Women also wore Sun Bonnets. These were simple work or garden hats, with a large brim and woven from plant fibre. Hats protected the head from the sun, and concealed hair that needed grooming. Hats also reminded women of their African ancestors’ tradition of covering the head during religious events. British missionaries also reinforced this practice, espousing that the wearing of hats was rooted in Christian scriptural teaching, therefore a woman’s head should always be covered in church during service.

Plantation Dress Code for Men

Peasant Men wore short or long sleeve shirts, rolled up whilst working. They wore trousers or dungarees made from course blue dungaree material (a coarse Indian calico) with large patch pockets.

They rolled up their trousers to the calf or knee whilst working and some held their trousers up with ropes or braces.

Plantation Dress Code for Women and Men

Women and men within the slave community wore Jippi-jappa Hats. These were broad brimmed cream coloured straw hats, woven locally within the slave population, and were less expensive than imported ones. They also wore hats that were locally made from lace-bark and animal hide.  Second hand hats and caps, manufactured in Britain, were also given to them by their slave masters to wear.
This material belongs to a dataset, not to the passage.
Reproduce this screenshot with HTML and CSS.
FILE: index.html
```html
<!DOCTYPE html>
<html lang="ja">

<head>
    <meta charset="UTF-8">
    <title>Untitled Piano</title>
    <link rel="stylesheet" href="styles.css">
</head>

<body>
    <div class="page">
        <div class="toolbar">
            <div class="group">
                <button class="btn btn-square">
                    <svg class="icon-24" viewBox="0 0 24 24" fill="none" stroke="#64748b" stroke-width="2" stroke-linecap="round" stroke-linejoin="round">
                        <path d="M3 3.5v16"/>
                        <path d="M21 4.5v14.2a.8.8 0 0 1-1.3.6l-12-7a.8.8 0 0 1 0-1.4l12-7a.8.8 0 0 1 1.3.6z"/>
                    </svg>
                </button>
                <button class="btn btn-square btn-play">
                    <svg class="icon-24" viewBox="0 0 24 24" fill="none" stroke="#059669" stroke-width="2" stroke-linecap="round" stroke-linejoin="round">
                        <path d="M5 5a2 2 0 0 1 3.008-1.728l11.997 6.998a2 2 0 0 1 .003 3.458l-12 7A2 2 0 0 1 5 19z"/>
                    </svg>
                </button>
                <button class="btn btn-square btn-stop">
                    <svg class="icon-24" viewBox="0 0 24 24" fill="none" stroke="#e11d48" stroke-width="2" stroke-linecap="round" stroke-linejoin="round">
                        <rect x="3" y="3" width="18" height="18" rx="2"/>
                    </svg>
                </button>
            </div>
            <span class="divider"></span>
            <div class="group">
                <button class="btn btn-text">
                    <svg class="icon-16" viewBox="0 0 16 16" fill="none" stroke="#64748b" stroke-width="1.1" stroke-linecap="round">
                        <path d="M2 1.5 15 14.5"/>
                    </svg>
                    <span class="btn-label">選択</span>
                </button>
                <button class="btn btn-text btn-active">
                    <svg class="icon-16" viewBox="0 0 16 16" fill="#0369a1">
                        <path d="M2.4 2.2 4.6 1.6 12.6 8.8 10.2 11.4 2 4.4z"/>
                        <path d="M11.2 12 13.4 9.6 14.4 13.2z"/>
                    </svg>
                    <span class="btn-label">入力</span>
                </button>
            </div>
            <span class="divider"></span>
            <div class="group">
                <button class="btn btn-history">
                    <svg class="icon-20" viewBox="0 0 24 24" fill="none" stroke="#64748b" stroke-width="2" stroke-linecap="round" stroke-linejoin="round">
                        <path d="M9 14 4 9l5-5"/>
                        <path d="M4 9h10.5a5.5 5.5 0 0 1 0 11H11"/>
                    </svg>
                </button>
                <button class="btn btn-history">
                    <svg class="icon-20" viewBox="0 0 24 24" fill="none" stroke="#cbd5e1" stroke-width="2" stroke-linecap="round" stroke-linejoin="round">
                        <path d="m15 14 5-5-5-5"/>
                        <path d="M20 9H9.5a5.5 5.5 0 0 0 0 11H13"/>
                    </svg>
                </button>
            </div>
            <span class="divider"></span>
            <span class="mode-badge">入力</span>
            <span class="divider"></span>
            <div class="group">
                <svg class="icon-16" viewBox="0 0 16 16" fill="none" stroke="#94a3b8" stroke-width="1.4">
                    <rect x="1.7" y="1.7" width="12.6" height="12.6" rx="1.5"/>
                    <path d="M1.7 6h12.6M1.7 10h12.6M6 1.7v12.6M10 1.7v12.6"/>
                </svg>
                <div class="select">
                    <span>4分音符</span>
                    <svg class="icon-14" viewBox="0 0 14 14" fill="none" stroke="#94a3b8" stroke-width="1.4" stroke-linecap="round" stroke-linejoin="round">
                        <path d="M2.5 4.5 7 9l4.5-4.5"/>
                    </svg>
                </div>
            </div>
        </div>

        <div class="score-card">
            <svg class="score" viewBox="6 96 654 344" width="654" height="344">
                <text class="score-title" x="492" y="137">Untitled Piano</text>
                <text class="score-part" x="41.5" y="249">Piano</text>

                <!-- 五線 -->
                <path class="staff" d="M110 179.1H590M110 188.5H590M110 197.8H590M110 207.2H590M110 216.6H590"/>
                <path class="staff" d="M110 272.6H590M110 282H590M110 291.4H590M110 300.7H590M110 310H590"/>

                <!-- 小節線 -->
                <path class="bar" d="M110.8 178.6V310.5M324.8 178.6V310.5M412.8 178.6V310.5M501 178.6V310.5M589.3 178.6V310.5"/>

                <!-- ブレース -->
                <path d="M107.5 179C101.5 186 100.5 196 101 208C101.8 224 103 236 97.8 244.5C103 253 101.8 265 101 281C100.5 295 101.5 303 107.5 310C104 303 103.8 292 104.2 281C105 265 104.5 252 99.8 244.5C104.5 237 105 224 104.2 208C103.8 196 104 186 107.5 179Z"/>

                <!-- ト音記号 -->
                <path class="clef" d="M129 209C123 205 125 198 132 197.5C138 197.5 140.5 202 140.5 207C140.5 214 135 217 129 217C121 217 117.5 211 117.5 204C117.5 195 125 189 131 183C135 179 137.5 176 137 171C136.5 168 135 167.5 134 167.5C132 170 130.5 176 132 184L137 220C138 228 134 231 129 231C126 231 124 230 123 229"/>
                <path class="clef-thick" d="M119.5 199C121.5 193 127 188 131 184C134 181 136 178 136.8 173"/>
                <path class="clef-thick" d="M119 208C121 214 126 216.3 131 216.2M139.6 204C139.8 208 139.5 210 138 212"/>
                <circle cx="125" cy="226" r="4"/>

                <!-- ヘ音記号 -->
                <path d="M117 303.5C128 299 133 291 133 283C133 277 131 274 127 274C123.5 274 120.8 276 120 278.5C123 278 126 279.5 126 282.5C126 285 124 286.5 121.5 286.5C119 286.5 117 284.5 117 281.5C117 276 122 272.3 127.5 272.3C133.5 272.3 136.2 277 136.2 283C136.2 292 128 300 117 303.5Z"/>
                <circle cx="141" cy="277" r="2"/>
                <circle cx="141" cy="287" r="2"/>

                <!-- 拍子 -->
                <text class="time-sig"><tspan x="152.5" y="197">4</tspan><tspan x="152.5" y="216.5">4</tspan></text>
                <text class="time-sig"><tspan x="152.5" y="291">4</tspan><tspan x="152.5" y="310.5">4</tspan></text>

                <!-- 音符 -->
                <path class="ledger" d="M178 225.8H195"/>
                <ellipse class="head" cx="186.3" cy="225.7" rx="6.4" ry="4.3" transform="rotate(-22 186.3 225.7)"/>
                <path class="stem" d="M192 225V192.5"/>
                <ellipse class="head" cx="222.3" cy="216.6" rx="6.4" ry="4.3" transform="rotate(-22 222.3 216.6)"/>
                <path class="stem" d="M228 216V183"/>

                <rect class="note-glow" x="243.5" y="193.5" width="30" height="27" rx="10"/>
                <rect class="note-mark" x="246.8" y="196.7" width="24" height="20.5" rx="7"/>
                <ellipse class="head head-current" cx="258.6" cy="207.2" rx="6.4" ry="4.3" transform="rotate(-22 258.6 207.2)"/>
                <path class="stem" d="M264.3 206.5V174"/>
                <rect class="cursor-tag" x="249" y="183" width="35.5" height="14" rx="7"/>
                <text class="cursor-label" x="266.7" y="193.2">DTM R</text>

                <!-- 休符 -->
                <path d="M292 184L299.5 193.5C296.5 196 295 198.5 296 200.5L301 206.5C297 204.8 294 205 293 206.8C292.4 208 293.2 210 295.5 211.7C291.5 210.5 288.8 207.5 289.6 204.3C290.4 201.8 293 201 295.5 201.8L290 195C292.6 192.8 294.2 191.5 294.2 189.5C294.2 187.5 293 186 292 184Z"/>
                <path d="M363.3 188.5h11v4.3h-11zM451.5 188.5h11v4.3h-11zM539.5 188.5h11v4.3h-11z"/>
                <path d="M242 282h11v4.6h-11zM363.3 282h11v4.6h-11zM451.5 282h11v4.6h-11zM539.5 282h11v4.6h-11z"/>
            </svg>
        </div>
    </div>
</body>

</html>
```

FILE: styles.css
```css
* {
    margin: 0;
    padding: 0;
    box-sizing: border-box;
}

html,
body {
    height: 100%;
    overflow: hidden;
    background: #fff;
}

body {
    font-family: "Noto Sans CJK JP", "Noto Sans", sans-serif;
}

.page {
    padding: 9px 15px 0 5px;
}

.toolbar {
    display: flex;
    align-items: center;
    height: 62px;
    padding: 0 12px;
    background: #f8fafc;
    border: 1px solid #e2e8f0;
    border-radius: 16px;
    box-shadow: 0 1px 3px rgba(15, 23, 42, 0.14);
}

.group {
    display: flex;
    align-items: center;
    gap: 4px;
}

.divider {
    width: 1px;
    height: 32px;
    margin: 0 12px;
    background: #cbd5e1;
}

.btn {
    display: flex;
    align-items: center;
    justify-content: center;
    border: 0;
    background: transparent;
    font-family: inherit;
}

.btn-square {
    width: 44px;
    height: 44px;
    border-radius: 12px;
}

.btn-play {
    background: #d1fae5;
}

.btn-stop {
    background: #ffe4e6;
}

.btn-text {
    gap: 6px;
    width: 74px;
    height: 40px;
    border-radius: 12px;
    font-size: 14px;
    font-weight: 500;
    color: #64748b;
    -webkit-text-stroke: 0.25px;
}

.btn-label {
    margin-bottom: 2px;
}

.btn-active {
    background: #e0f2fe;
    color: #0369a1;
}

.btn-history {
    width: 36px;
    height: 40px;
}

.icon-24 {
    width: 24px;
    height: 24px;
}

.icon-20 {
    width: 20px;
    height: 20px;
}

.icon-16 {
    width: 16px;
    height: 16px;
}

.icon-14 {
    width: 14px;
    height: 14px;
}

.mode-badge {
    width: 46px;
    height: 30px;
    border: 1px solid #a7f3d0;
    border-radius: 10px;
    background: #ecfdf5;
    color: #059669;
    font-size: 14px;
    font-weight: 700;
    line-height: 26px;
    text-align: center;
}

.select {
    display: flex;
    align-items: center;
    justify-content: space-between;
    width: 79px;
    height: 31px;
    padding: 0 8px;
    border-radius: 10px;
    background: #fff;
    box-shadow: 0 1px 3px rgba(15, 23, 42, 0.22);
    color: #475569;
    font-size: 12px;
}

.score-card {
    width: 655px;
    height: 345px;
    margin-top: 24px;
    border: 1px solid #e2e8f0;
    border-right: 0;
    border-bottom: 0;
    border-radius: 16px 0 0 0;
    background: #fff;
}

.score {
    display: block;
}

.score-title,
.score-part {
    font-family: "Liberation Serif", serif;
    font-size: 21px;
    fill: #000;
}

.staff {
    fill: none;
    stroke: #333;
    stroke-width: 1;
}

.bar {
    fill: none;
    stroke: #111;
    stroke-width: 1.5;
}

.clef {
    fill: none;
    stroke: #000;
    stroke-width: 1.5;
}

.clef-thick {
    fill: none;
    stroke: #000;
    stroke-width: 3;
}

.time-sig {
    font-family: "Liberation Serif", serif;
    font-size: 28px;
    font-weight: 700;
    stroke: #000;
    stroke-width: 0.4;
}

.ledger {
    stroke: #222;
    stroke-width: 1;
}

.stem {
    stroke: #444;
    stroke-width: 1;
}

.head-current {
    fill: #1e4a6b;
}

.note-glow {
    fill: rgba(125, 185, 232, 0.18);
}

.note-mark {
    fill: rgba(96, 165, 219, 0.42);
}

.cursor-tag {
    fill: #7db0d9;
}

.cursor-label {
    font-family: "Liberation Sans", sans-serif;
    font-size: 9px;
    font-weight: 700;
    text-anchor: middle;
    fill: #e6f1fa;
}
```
They also commonly wore beads. This tradition was brought from West Africa where beads were widely worn by men and women for aesthetic value and as protection to ward off evil spirits.  Jamaican slave women adorned their necks, wrists and waists with beads purchased from local markets, made from a variety of materials, including corals, gold and chains. The colour, size, shape and material used to make beads, or where beads are worn on the body, help the wearer to communicate, age, wealth, marital status, religious belief and sex.

Planters also gave their slaves beads to pacify them, in an attempt to make them better workers.

The majority of slaves, men and women, worked barefooted because shoes were not part of their annual clothing allowance.

Some women and men tried to protect their feet whilst working in the rugged fields with foot coverings made from leaves or grass.